- TASK GOAL -
Can you print the data exactly and leave out each image?

- MATERIAL -
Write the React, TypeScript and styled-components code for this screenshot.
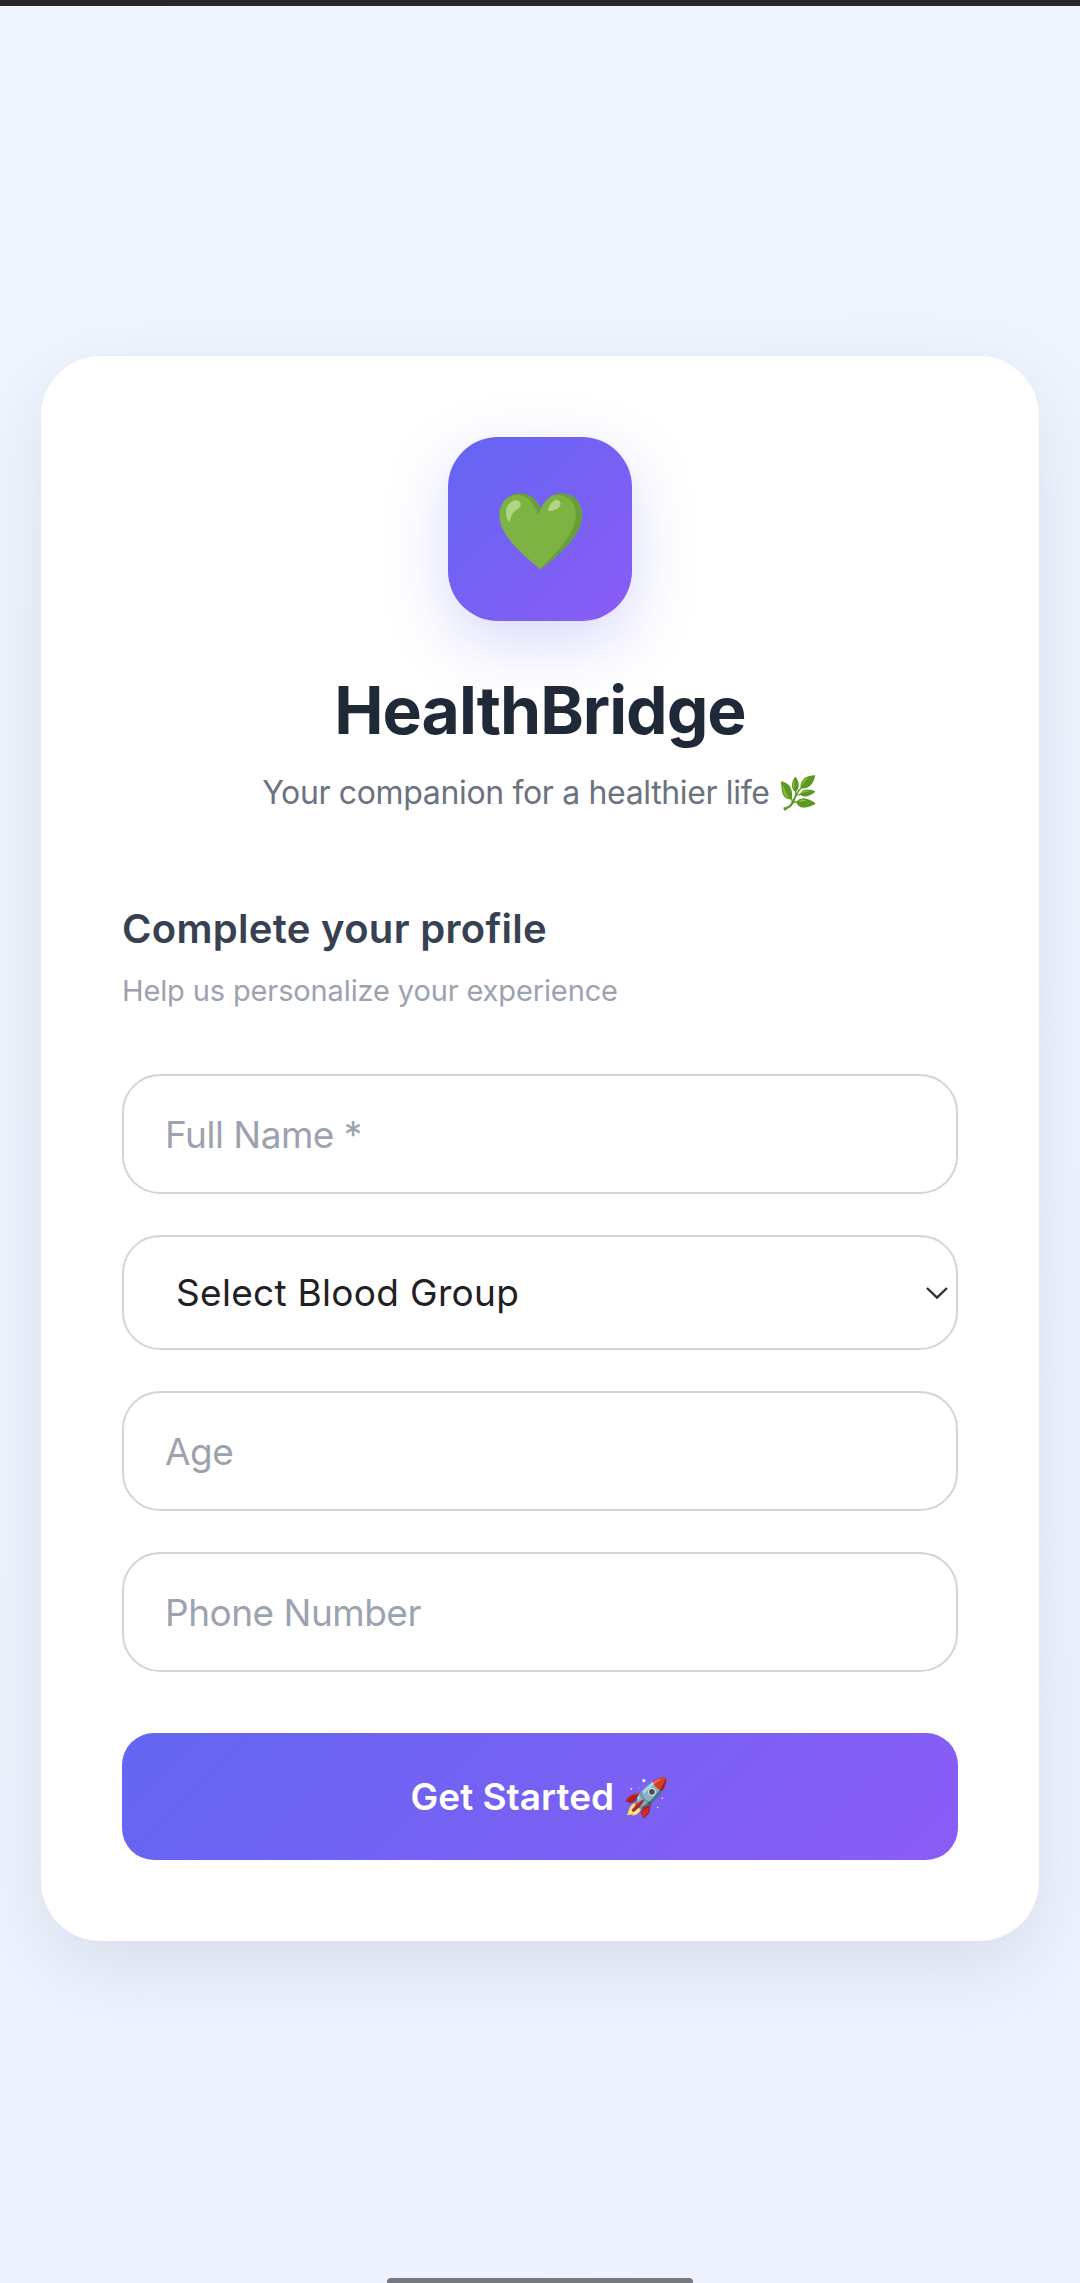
import React from "react";
import styled, { createGlobalStyle } from "styled-components";

const GlobalStyle = createGlobalStyle`
  html, body {
    margin: 0;
    padding: 0;
  }
  * {
    box-sizing: border-box;
  }
  body {
    font-family: Inter, "Noto Sans", sans-serif;
    background: #eef2fd;
  }
`;

const Page = styled.div`
  position: relative;
  width: 1080px;
  height: 2283px;
  overflow: hidden;
  display: flex;
  flex-direction: column;
  background: linear-gradient(160deg, #eff6ff 0%, #eef2ff 100%);
`;
const TopStrip = styled.div`
  height: 6px;
  flex: none;
  background: #25272b;
`;
const Main = styled.main`
  flex: 1;
  padding: 350px 41px 0;
`;
const Card = styled.section`
  height: 1585px;
  padding: 81px 81px 0;
  background: #ffffff;
  border-radius: 60px;
  box-shadow: 0 26px 79px rgba(31, 41, 55, 0.1);
  display: flex;
  flex-direction: column;
`;
const Brand = styled.header`
  display: flex;
  flex-direction: column;
  align-items: center;
`;
const LogoTile = styled.div`
  width: 184px;
  height: 184px;
  border-radius: 50px;
  background: linear-gradient(135deg, #6366f1 0%, #8b5cf6 100%);
  box-shadow: 0 21px 63px rgba(99, 102, 241, 0.25);
  font-size: 75px;
  display: flex;
  align-items: center;
  justify-content: center;
`;
const Title = styled.h1`
  margin: 49px 0 0;
  font-size: 66px;
  line-height: 80px;
  font-weight: 700;
  letter-spacing: -1px;
  color: #1f2937;
`;
const Tagline = styled.p`
  margin: 19px 0 0;
  font-size: 32px;
  line-height: 48px;
  font-weight: 400;
  letter-spacing: -0.35px;
  color: #6b7280;
  display: flex;
  align-items: center;
  gap: 8px;
`;
const FormHead = styled.div`
  margin-top: 86px;
`;
const FormTitle = styled.h2`
  margin: 0;
  font-size: 40px;
  line-height: 52px;
  font-weight: 600;
  letter-spacing: 0.3px;
  color: #374151;
`;
const FormHint = styled.p`
  margin: 13px 0 0;
  font-size: 29px;
  line-height: 46px;
  font-weight: 400;
  letter-spacing: -0.13px;
  color: #9ca3af;
`;
const Form = styled.form`
  margin-top: 60px;
  display: flex;
  flex-direction: column;
  gap: 41px;
`;
const Field = styled.input`
  width: 100%;
  height: 120px;
  padding: 0 41px;
  border: 2px solid #d1d5db;
  border-radius: 38px;
  background: #ffffff;
  font: 400 37px Inter, sans-serif;
  letter-spacing: -0.5px;
  color: #1f2937;
  outline: none;
  &::placeholder {
    color: #9ca3af;
    opacity: 1;
  }
`;
const SelectWrap = styled.div`
  position: relative;
  height: 115px;
`;
const Select = styled.select`
  width: 100%;
  height: 100%;
  padding: 0 0 0 52px;
  appearance: none;
  border: 2px solid #d1d5db;
  border-radius: 38px;
  background: #ffffff;
  font: 400 37px Inter, sans-serif;
  letter-spacing: 0.3px;
  color: #1f2024;
  outline: none;
`;
const Chevron = styled.svg`
  position: absolute;
  right: 9px;
  top: 50%;
  margin-top: -7px;
  width: 24px;
  height: 14px;
  pointer-events: none;
`;
const Submit = styled.button`
  height: 127px;
  margin-top: 20px;
  border: none;
  border-radius: 32px;
  background: linear-gradient(135deg, #6366f1 0%, #8b5cf6 100%);
  color: #ffffff;
  font: 600 37px Inter, sans-serif;
  letter-spacing: 0;
  display: flex;
  align-items: center;
  justify-content: center;
  gap: 9px;
`;
const HomeBar = styled.div`
  position: absolute;
  left: 387px;
  bottom: 0;
  width: 306px;
  height: 5px;
  border-radius: 4px 4px 0 0;
  background: #77787e;
`;

const App = () => {
  return (
    <Page>
      <GlobalStyle />
      <TopStrip />
      <Main>
        <Card>
          <Brand>
            <LogoTile>💚</LogoTile>
            <Title>HealthBridge</Title>
            <Tagline>Your companion for a healthier life 🌿</Tagline>
          </Brand>
          <FormHead>
            <FormTitle>Complete your profile</FormTitle>
            <FormHint>Help us personalize your experience</FormHint>
          </FormHead>
          <Form>
            <Field placeholder="Full Name *" />
            <SelectWrap>
              <Select defaultValue="">
                <option value="">Select Blood Group</option>
              </Select>
              <Chevron viewBox="0 0 24 14">
                <path d="M2 2l10 9.5L22 2" fill="none" stroke="#303030" strokeWidth="2.4" />
              </Chevron>
            </SelectWrap>
            <Field placeholder="Age" />
            <Field placeholder="Phone Number" />
            <Submit type="button">Get Started 🚀</Submit>
          </Form>
        </Card>
      </Main>
      <HomeBar />
    </Page>
  );
};

export default App;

- REPLY TO THE TASK -
Write the React, TypeScript and styled-components code for this screenshot.
import React from "react";
import styled, { createGlobalStyle } from "styled-components";

const GlobalStyle = createGlobalStyle`
  html, body {
    margin: 0;
    padding: 0;
  }
  * {
    box-sizing: border-box;
  }
  body {
    font-family: Inter, "Noto Sans", sans-serif;
    background: #eef2fd;
  }
`;

const Page = styled.div`
  position: relative;
  width: 1080px;
  height: 2283px;
  overflow: hidden;
  display: flex;
  flex-direction: column;
  background: linear-gradient(160deg, #eff6ff 0%, #eef2ff 100%);
`;
const TopStrip = styled.div`
  height: 6px;
  flex: none;
  background: #25272b;
`;
const Main = styled.main`
  flex: 1;
  padding: 350px 41px 0;
`;
const Card = styled.section`
  height: 1585px;
  padding: 81px 81px 0;
  background: #ffffff;
  border-radius: 60px;
  box-shadow: 0 26px 79px rgba(31, 41, 55, 0.1);
  display: flex;
  flex-direction: column;
`;
const Brand = styled.header`
  display: flex;
  flex-direction: column;
  align-items: center;
`;
const LogoTile = styled.div`
  width: 184px;
  height: 184px;
  border-radius: 50px;
  background: linear-gradient(135deg, #6366f1 0%, #8b5cf6 100%);
  box-shadow: 0 21px 63px rgba(99, 102, 241, 0.25);
  font-size: 75px;
  display: flex;
  align-items: center;
  justify-content: center;
`;
const Title = styled.h1`
  margin: 49px 0 0;
  font-size: 66px;
  line-height: 80px;
  font-weight: 700;
  letter-spacing: -1px;
  color: #1f2937;
`;
const Tagline = styled.p`
  margin: 19px 0 0;
  font-size: 32px;
  line-height: 48px;
  font-weight: 400;
  letter-spacing: -0.35px;
  color: #6b7280;
  display: flex;
  align-items: center;
  gap: 8px;
`;
const FormHead = styled.div`
  margin-top: 86px;
`;
const FormTitle = styled.h2`
  margin: 0;
  font-size: 40px;
  line-height: 52px;
  font-weight: 600;
  letter-spacing: 0.3px;
  color: #374151;
`;
const FormHint = styled.p`
  margin: 13px 0 0;
  font-size: 29px;
  line-height: 46px;
  font-weight: 400;
  letter-spacing: -0.13px;
  color: #9ca3af;
`;
const Form = styled.form`
  margin-top: 60px;
  display: flex;
  flex-direction: column;
  gap: 41px;
`;
const Field = styled.input`
  width: 100%;
  height: 120px;
  padding: 0 41px;
  border: 2px solid #d1d5db;
  border-radius: 38px;
  background: #ffffff;
  font: 400 37px Inter, sans-serif;
  letter-spacing: -0.5px;
  color: #1f2937;
  outline: none;
  &::placeholder {
    color: #9ca3af;
    opacity: 1;
  }
`;
const SelectWrap = styled.div`
  position: relative;
  height: 115px;
`;
const Select = styled.select`
  width: 100%;
  height: 100%;
  padding: 0 0 0 52px;
  appearance: none;
  border: 2px solid #d1d5db;
  border-radius: 38px;
  background: #ffffff;
  font: 400 37px Inter, sans-serif;
  letter-spacing: 0.3px;
  color: #1f2024;
  outline: none;
`;
const Chevron = styled.svg`
  position: absolute;
  right: 9px;
  top: 50%;
  margin-top: -7px;
  width: 24px;
  height: 14px;
  pointer-events: none;
`;
const Submit = styled.button`
  height: 127px;
  margin-top: 20px;
  border: none;
  border-radius: 32px;
  background: linear-gradient(135deg, #6366f1 0%, #8b5cf6 100%);
  color: #ffffff;
  font: 600 37px Inter, sans-serif;
  letter-spacing: 0;
  display: flex;
  align-items: center;
  justify-content: center;
  gap: 9px;
`;
const HomeBar = styled.div`
  position: absolute;
  left: 387px;
  bottom: 0;
  width: 306px;
  height: 5px;
  border-radius: 4px 4px 0 0;
  background: #77787e;
`;

const App = () => {
  return (
    <Page>
      <GlobalStyle />
      <TopStrip />
      <Main>
        <Card>
          <Brand>
            <LogoTile>💚</LogoTile>
            <Title>HealthBridge</Title>
            <Tagline>Your companion for a healthier life 🌿</Tagline>
          </Brand>
          <FormHead>
            <FormTitle>Complete your profile</FormTitle>
            <FormHint>Help us personalize your experience</FormHint>
          </FormHead>
          <Form>
            <Field placeholder="Full Name *" />
            <SelectWrap>
              <Select defaultValue="">
                <option value="">Select Blood Group</option>
              </Select>
              <Chevron viewBox="0 0 24 14">
                <path d="M2 2l10 9.5L22 2" fill="none" stroke="#303030" strokeWidth="2.4" />
              </Chevron>
            </SelectWrap>
            <Field placeholder="Age" />
            <Field placeholder="Phone Number" />
            <Submit type="button">Get Started 🚀</Submit>
          </Form>
        </Card>
      </Main>
      <HomeBar />
    </Page>
  );
};

export default App;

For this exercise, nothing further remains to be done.